Right until the end of his life, Lord Milner would call himself a "British race patriot" with grand dreams of a global Imperial parliament, headquartered in London, seating delegates of British descent from Canada, Australia, New Zealand and South Africa. He retired in February 1921 and was appointed a Knight of the Garter (KG) in the same month. Later that year he married Lady Violet Georgina Gascoyne-Cecil, widow of Lord Edward Cecil and remained active in the work of the Rhodes Trust, while accepting, at the behest of Prime Minister Stanley Baldwin, the chairmanship of a committee to examine a new imperial preference tariff. His work, however, proved abortive when, following an election, Ramsay MacDonald assumed the office of Prime Minister in January 1924.
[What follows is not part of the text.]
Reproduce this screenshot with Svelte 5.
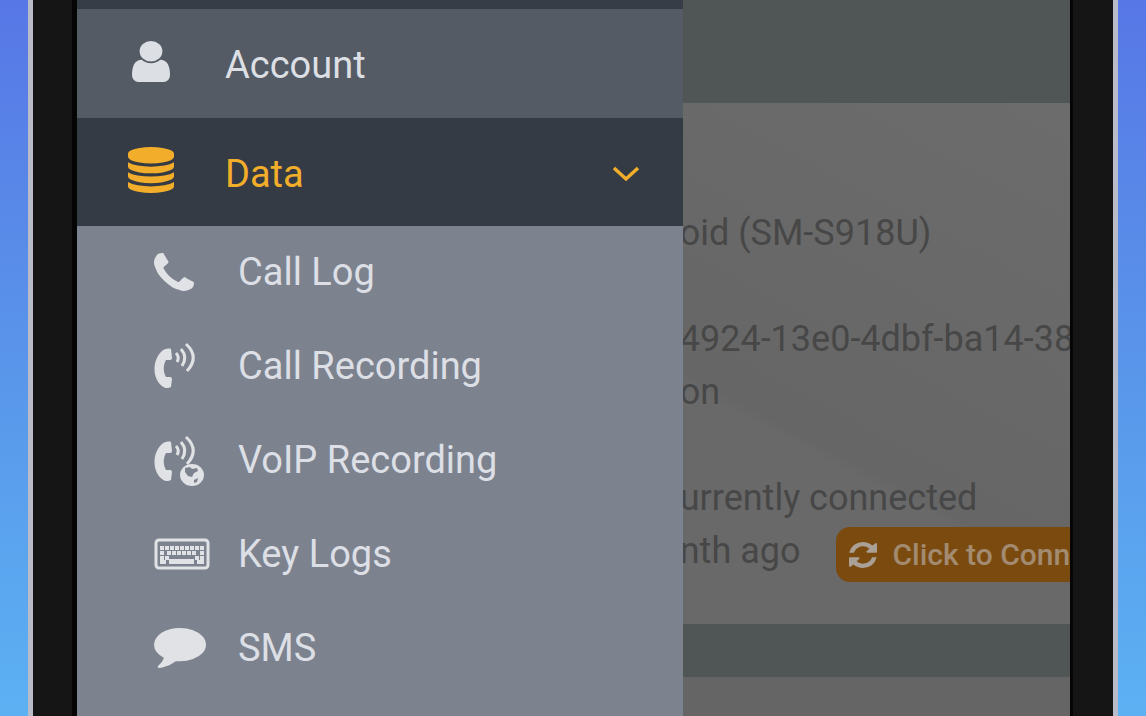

Seven weeks past his 71st birthday, Alfred Milner died at Sturry Court, near Canterbury of sleeping sickness, soon after returning from South Africa. His viscountcy, lacking heirs, died with him.

Found among Milner's papers was his Credo, which was soon published to great acclaim — "I am a Nationalist and not a cosmopolitan .... I am a British (indeed primarily an English) Nationalist. If I am also an Imperialist, it is because the destiny of the English race, owing to its insular position and long supremacy at sea, has been to strike roots in different parts of the world. I am an Imperialist and not a Little Englander because I am a British Race Patriot ... The British State must follow the race, must comprehend it, wherever it settles in appreciable numbers as an independent community. If the swarms constantly being thrown off by the parent hive are lost to the State, the State is irreparably weakened. We cannot afford to part with so much of our best blood. We have already parted with much of it, to form the millions of another separate but fortunately friendly State. We cannot suffer a repetition of the process."